- Task to carry out: Will you print the material below without altering a single character?
/---
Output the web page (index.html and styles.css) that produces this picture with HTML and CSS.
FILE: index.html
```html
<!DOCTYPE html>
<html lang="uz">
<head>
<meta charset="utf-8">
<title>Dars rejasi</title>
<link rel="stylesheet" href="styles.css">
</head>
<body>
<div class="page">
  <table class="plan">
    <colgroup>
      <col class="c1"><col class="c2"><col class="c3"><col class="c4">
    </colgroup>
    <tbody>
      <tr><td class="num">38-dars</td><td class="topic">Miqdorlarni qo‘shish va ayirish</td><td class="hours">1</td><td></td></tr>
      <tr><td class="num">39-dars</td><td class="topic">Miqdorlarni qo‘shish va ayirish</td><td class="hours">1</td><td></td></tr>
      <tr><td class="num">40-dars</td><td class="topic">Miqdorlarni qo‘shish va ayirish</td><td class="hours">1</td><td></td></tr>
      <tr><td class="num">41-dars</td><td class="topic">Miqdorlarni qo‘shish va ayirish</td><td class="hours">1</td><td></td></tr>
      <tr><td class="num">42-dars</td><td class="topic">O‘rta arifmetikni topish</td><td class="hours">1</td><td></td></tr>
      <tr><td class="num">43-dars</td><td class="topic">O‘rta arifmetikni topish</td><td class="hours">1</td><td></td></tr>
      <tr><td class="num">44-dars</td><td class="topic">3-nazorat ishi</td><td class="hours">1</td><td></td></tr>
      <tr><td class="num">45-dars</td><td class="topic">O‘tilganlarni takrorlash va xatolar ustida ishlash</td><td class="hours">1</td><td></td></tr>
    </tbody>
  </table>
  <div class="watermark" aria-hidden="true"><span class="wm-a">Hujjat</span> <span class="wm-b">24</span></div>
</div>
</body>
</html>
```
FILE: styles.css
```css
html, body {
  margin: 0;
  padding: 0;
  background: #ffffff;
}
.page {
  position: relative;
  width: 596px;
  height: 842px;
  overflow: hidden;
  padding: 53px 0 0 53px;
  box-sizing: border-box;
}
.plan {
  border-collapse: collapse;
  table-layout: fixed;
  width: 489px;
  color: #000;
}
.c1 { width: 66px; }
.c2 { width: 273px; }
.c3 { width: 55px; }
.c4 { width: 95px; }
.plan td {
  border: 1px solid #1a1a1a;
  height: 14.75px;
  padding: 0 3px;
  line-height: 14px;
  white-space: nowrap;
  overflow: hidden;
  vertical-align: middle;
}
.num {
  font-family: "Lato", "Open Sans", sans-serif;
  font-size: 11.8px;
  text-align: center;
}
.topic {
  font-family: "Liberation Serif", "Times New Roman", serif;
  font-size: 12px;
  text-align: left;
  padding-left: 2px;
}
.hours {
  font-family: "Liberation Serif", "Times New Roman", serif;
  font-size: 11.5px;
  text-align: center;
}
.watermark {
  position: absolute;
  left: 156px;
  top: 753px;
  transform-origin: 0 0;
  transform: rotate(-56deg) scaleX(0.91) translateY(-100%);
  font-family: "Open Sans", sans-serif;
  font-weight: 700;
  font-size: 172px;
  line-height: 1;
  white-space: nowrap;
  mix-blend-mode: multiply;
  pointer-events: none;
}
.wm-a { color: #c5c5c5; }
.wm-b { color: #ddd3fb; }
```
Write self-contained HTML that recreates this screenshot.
\---
- Task output:
Output the web page (index.html and styles.css) that produces this picture with HTML and CSS.
FILE: index.html
```html
<!DOCTYPE html>
<html lang="uz">
<head>
<meta charset="utf-8">
<title>Dars rejasi</title>
<link rel="stylesheet" href="styles.css">
</head>
<body>
<div class="page">
  <table class="plan">
    <colgroup>
      <col class="c1"><col class="c2"><col class="c3"><col class="c4">
    </colgroup>
    <tbody>
      <tr><td class="num">38-dars</td><td class="topic">Miqdorlarni qo‘shish va ayirish</td><td class="hours">1</td><td></td></tr>
      <tr><td class="num">39-dars</td><td class="topic">Miqdorlarni qo‘shish va ayirish</td><td class="hours">1</td><td></td></tr>
      <tr><td class="num">40-dars</td><td class="topic">Miqdorlarni qo‘shish va ayirish</td><td class="hours">1</td><td></td></tr>
      <tr><td class="num">41-dars</td><td class="topic">Miqdorlarni qo‘shish va ayirish</td><td class="hours">1</td><td></td></tr>
      <tr><td class="num">42-dars</td><td class="topic">O‘rta arifmetikni topish</td><td class="hours">1</td><td></td></tr>
      <tr><td class="num">43-dars</td><td class="topic">O‘rta arifmetikni topish</td><td class="hours">1</td><td></td></tr>
      <tr><td class="num">44-dars</td><td class="topic">3-nazorat ishi</td><td class="hours">1</td><td></td></tr>
      <tr><td class="num">45-dars</td><td class="topic">O‘tilganlarni takrorlash va xatolar ustida ishlash</td><td class="hours">1</td><td></td></tr>
    </tbody>
  </table>
  <div class="watermark" aria-hidden="true"><span class="wm-a">Hujjat</span> <span class="wm-b">24</span></div>
</div>
</body>
</html>
```
FILE: styles.css
```css
html, body {
  margin: 0;
  padding: 0;
  background: #ffffff;
}
.page {
  position: relative;
  width: 596px;
  height: 842px;
  overflow: hidden;
  padding: 53px 0 0 53px;
  box-sizing: border-box;
}
.plan {
  border-collapse: collapse;
  table-layout: fixed;
  width: 489px;
  color: #000;
}
.c1 { width: 66px; }
.c2 { width: 273px; }
.c3 { width: 55px; }
.c4 { width: 95px; }
.plan td {
  border: 1px solid #1a1a1a;
  height: 14.75px;
  padding: 0 3px;
  line-height: 14px;
  white-space: nowrap;
  overflow: hidden;
  vertical-align: middle;
}
.num {
  font-family: "Lato", "Open Sans", sans-serif;
  font-size: 11.8px;
  text-align: center;
}
.topic {
  font-family: "Liberation Serif", "Times New Roman", serif;
  font-size: 12px;
  text-align: left;
  padding-left: 2px;
}
.hours {
  font-family: "Liberation Serif", "Times New Roman", serif;
  font-size: 11.5px;
  text-align: center;
}
.watermark {
  position: absolute;
  left: 156px;
  top: 753px;
  transform-origin: 0 0;
  transform: rotate(-56deg) scaleX(0.91) translateY(-100%);
  font-family: "Open Sans", sans-serif;
  font-weight: 700;
  font-size: 172px;
  line-height: 1;
  white-space: nowrap;
  mix-blend-mode: multiply;
  pointer-events: none;
}
.wm-a { color: #c5c5c5; }
.wm-b { color: #ddd3fb; }
```
Write self-contained HTML that recreates this screenshot.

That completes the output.